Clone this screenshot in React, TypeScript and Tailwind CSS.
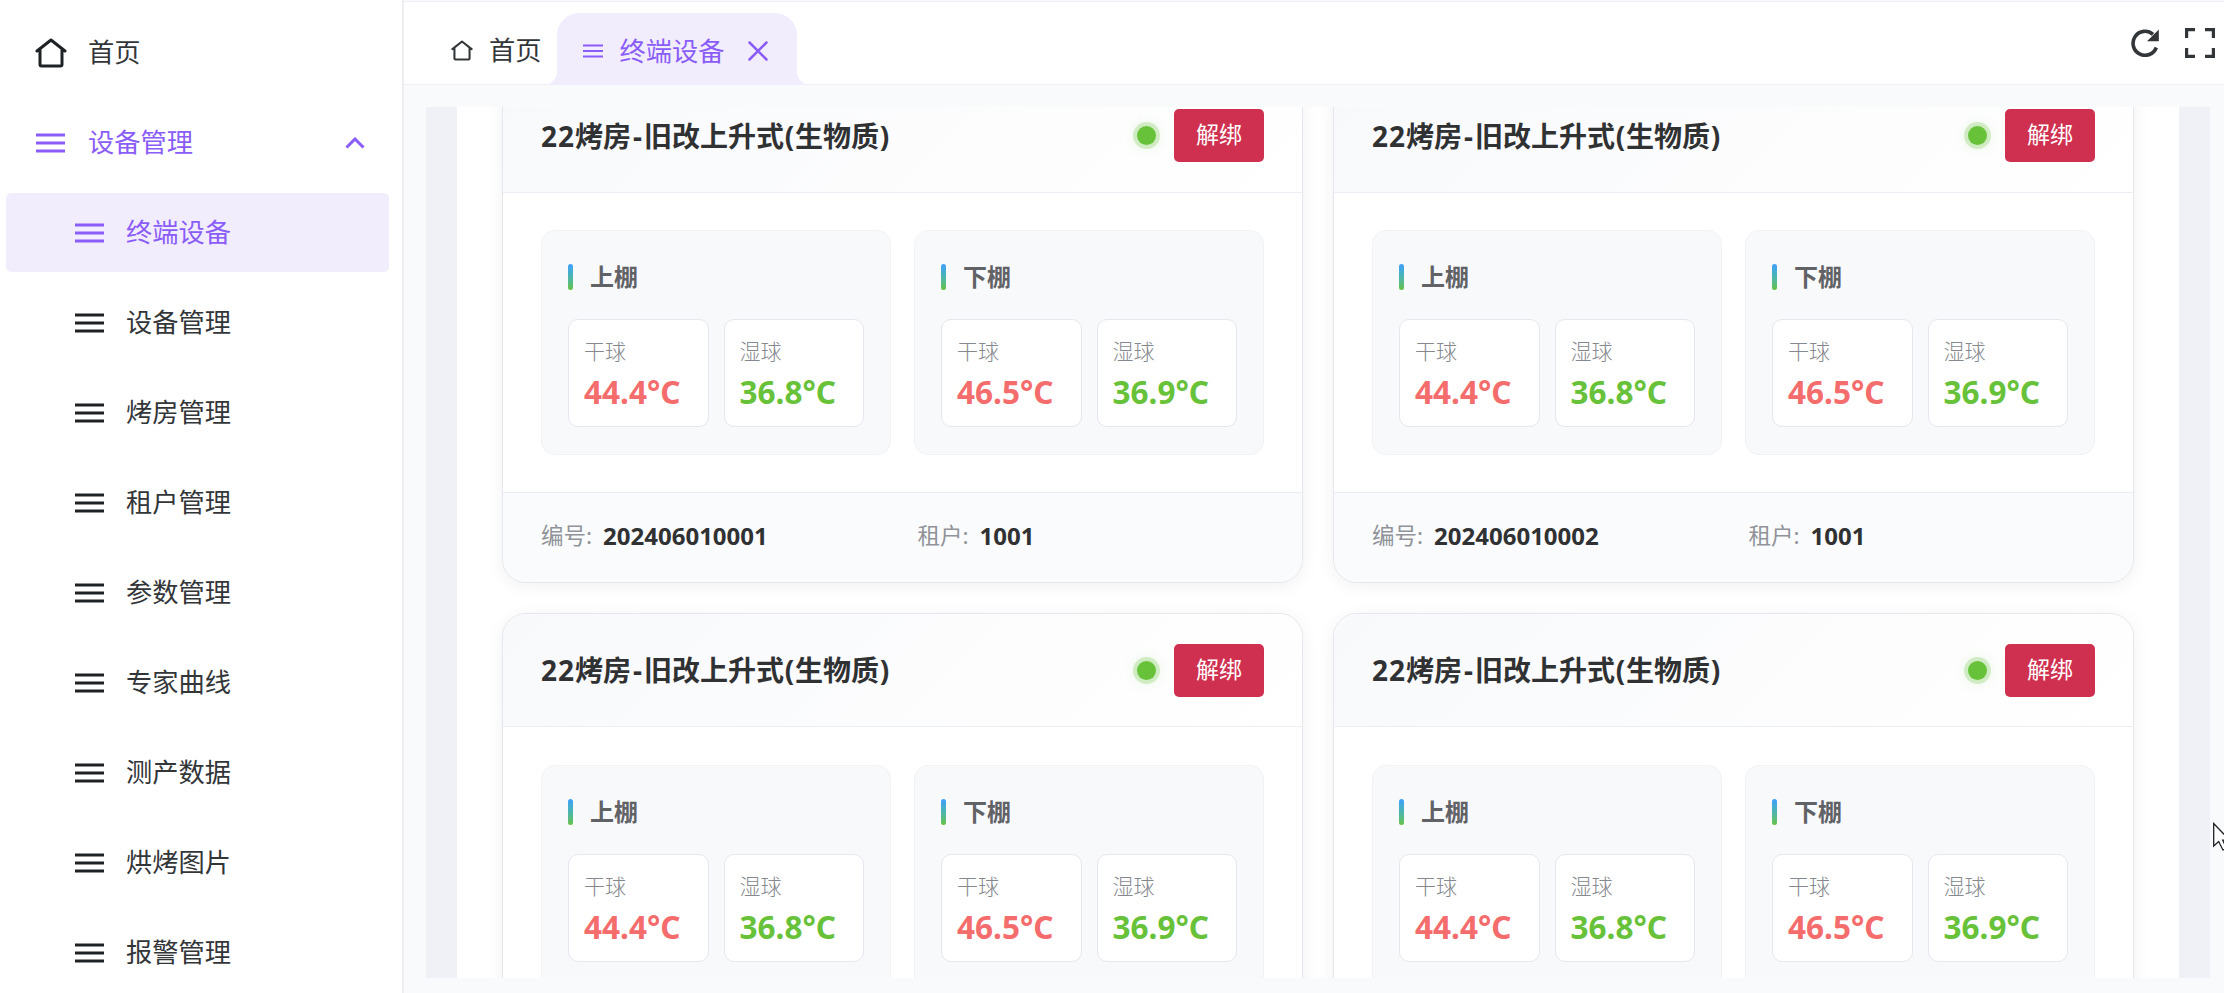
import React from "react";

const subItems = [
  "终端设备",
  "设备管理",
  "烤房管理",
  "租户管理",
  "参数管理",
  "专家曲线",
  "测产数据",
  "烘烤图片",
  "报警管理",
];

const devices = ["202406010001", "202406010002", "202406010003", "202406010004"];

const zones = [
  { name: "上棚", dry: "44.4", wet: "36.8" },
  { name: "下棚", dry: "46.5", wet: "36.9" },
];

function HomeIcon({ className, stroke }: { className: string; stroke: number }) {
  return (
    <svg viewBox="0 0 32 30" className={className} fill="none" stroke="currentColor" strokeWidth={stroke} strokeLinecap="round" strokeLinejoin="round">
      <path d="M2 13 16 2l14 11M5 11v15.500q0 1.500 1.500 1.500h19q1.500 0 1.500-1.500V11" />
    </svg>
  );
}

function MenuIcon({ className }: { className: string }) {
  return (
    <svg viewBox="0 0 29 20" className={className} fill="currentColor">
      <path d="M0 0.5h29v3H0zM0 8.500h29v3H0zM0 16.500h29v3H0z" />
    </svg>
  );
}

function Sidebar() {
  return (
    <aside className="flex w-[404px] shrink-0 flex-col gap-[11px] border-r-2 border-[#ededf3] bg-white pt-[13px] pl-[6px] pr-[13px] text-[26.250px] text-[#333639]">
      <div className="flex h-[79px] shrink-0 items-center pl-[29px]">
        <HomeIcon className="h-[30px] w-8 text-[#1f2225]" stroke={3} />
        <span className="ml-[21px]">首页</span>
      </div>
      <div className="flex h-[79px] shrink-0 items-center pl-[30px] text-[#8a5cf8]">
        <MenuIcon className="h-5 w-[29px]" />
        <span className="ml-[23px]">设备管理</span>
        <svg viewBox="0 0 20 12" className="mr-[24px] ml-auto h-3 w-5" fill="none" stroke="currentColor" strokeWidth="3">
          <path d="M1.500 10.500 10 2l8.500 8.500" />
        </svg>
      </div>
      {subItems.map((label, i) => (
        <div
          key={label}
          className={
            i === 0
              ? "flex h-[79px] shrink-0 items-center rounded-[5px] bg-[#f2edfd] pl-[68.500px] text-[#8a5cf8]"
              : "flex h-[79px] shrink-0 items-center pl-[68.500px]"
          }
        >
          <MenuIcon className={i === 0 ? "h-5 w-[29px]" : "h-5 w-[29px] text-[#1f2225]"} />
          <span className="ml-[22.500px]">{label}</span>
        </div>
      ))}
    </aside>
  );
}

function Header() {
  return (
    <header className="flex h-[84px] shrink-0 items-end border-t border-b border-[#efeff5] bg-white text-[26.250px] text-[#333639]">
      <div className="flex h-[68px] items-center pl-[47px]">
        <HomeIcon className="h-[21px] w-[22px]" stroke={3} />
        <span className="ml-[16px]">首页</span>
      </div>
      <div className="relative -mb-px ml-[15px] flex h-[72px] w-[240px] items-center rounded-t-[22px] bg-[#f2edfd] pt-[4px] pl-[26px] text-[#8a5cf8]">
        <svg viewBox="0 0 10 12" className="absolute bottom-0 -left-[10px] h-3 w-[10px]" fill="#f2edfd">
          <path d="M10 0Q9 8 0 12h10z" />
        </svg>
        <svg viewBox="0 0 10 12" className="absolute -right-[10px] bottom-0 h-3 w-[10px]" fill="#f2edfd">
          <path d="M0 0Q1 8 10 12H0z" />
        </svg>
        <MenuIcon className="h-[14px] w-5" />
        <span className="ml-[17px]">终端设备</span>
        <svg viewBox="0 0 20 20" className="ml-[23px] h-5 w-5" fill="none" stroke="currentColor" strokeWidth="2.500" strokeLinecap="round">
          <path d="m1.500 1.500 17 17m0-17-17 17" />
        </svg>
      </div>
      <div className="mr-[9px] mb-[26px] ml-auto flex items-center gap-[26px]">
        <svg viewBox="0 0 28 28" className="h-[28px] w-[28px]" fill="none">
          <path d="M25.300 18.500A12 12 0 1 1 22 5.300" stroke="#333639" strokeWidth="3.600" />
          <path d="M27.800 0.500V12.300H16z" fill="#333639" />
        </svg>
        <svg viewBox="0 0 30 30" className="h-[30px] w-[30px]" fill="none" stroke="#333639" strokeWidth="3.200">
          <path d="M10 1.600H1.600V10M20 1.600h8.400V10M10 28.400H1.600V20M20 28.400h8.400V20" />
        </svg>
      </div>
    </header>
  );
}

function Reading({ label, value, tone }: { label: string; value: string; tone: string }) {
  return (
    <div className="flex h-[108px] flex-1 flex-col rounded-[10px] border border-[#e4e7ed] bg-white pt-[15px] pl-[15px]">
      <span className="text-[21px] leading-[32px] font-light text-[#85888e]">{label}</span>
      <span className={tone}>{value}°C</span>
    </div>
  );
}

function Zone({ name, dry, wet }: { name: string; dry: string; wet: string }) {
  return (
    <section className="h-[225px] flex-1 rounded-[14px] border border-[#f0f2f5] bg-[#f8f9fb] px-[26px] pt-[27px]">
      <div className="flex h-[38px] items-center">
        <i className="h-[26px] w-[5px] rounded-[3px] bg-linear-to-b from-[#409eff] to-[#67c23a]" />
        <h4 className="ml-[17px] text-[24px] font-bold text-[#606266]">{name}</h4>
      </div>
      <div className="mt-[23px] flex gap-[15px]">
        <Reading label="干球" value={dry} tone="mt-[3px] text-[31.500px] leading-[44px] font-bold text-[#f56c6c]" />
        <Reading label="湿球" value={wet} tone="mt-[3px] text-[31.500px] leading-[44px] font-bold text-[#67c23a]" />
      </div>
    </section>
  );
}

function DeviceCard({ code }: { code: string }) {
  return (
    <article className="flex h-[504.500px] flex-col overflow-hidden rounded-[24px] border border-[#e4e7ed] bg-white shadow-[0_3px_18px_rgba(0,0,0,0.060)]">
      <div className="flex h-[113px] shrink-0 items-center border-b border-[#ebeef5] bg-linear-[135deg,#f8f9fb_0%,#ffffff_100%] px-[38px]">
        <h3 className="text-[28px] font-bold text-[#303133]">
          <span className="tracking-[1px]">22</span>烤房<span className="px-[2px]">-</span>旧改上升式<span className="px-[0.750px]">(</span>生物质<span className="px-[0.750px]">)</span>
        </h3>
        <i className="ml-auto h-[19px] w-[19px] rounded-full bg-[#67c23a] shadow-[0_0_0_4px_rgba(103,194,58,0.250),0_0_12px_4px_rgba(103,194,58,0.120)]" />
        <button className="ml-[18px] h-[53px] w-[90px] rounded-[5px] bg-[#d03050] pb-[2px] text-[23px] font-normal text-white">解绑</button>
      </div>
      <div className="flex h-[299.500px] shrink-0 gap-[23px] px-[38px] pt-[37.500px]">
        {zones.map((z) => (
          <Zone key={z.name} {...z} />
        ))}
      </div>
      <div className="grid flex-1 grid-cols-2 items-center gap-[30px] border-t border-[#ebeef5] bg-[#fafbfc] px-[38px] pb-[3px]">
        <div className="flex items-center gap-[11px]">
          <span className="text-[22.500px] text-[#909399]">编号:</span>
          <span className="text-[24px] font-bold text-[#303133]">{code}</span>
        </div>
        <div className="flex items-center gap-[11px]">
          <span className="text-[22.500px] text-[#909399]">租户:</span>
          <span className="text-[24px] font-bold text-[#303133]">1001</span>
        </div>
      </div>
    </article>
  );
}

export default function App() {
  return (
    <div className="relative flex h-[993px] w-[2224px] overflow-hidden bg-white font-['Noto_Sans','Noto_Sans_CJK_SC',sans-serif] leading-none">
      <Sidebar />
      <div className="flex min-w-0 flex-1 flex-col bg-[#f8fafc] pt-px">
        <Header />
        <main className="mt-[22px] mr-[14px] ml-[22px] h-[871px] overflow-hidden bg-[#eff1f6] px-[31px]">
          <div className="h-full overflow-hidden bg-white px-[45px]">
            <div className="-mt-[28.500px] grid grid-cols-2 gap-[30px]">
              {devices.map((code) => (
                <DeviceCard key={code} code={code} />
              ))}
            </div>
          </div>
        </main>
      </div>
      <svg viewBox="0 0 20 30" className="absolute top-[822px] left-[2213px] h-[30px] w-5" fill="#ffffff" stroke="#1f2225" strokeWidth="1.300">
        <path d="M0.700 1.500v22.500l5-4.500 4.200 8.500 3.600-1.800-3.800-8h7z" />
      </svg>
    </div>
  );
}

------------------------------

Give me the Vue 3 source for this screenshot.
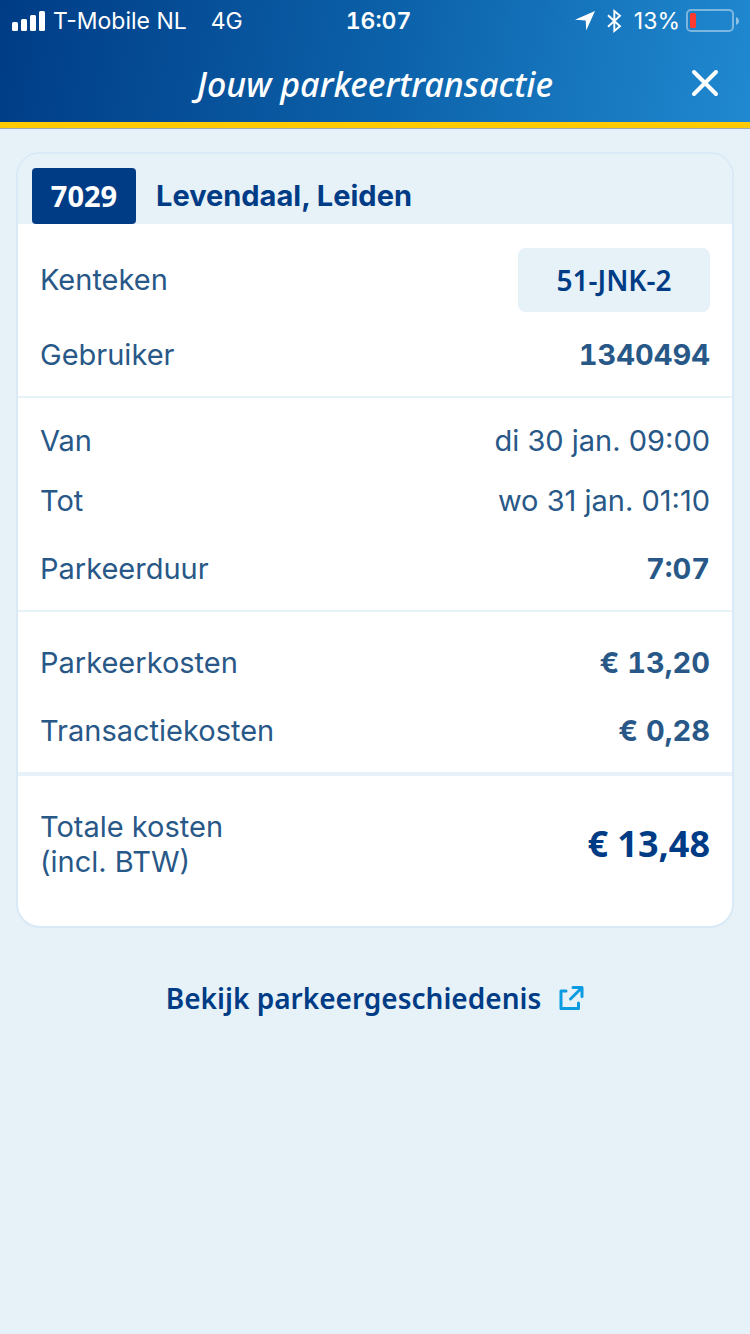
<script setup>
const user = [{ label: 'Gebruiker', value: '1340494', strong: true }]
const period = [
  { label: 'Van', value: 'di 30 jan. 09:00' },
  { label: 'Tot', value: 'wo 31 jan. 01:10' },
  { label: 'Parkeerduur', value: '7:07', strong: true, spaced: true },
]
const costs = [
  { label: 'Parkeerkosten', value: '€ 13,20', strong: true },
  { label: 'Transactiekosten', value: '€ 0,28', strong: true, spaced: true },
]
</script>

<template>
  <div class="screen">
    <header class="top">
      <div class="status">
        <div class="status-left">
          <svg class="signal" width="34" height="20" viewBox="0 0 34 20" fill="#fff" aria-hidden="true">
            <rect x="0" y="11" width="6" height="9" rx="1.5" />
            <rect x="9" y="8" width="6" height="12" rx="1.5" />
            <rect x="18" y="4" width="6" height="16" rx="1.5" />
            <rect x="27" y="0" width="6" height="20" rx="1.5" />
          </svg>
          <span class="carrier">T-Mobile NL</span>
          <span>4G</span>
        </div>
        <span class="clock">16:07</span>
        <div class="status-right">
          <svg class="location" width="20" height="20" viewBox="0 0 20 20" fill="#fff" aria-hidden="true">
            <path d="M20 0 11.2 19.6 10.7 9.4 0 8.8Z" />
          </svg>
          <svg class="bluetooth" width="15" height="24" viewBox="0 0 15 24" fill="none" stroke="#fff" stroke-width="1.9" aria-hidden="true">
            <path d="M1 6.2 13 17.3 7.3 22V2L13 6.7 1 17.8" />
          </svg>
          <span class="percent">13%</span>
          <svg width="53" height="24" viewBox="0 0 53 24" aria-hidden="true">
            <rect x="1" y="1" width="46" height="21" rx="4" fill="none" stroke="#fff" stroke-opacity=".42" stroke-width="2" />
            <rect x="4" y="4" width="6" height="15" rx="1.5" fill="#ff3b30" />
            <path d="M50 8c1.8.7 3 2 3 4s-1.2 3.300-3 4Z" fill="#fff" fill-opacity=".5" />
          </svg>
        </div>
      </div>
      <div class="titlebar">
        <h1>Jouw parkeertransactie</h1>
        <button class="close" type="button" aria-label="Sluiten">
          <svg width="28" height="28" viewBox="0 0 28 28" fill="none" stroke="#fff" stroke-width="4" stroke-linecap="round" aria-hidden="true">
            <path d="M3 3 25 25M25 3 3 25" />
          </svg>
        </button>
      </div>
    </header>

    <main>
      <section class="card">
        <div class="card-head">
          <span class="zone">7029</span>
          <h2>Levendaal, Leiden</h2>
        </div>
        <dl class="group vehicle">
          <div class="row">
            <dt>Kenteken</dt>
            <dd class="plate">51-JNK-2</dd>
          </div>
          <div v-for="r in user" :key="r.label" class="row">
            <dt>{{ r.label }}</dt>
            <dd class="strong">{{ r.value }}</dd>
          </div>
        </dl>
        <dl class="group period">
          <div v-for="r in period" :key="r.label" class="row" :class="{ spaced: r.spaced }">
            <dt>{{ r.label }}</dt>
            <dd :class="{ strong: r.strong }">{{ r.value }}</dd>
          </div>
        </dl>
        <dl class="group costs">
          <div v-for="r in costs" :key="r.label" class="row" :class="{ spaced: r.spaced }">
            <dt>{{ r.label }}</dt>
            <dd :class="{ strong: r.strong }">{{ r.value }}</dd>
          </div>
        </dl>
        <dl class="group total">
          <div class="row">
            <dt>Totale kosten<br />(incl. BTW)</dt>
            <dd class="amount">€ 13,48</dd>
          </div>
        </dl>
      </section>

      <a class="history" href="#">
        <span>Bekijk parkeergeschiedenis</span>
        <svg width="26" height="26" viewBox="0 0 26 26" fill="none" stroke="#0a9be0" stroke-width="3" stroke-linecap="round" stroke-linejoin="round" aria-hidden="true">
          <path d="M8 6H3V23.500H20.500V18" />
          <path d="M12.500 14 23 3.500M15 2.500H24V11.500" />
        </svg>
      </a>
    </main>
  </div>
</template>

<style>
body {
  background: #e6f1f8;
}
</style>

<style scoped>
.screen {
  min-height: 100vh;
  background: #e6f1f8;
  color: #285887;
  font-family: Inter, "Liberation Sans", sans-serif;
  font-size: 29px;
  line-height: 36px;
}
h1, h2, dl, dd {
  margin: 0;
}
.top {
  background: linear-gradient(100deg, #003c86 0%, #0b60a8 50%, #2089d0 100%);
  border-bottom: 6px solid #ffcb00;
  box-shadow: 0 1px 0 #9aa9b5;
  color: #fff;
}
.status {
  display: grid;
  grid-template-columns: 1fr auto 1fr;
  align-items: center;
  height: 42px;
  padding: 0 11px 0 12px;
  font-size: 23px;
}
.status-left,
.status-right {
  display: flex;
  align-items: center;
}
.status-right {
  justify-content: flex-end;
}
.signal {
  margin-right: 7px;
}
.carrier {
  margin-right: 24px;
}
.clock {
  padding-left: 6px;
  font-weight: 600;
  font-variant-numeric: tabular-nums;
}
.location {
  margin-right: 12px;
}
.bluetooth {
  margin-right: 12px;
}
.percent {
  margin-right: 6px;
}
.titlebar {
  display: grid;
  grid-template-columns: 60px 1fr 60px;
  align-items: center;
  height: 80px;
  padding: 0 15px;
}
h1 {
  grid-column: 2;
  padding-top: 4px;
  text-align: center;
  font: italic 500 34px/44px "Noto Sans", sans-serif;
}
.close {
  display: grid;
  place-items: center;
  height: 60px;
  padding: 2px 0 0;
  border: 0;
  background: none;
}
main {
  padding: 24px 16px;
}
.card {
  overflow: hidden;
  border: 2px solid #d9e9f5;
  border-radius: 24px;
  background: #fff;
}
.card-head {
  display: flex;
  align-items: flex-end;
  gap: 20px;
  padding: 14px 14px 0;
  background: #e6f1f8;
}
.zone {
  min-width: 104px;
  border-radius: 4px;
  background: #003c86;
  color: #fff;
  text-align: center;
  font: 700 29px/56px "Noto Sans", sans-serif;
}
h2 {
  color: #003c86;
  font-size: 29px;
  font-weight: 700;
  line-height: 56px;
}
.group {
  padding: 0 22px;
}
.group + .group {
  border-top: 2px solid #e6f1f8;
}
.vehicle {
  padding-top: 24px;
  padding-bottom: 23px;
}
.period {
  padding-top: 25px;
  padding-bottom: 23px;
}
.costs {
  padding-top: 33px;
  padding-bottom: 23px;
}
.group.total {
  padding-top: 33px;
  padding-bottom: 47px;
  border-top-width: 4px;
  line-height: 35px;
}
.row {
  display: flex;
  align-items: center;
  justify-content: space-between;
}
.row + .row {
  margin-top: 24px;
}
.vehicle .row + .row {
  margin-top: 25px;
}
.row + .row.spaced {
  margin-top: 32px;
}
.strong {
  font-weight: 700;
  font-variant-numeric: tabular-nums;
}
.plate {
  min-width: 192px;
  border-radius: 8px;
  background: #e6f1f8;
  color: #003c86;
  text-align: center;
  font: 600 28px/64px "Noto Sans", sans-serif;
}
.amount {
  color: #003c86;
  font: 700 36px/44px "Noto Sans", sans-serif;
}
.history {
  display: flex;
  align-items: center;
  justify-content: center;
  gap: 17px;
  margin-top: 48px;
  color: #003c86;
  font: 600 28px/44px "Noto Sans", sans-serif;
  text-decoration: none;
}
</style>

------------------------------

GIVEN EXERCISE:
List every line above containing the word "this".

EXPECTED ANSWER:
Clone this screenshot in React, TypeScript and Tailwind CSS.
Give me the Vue 3 source for this screenshot.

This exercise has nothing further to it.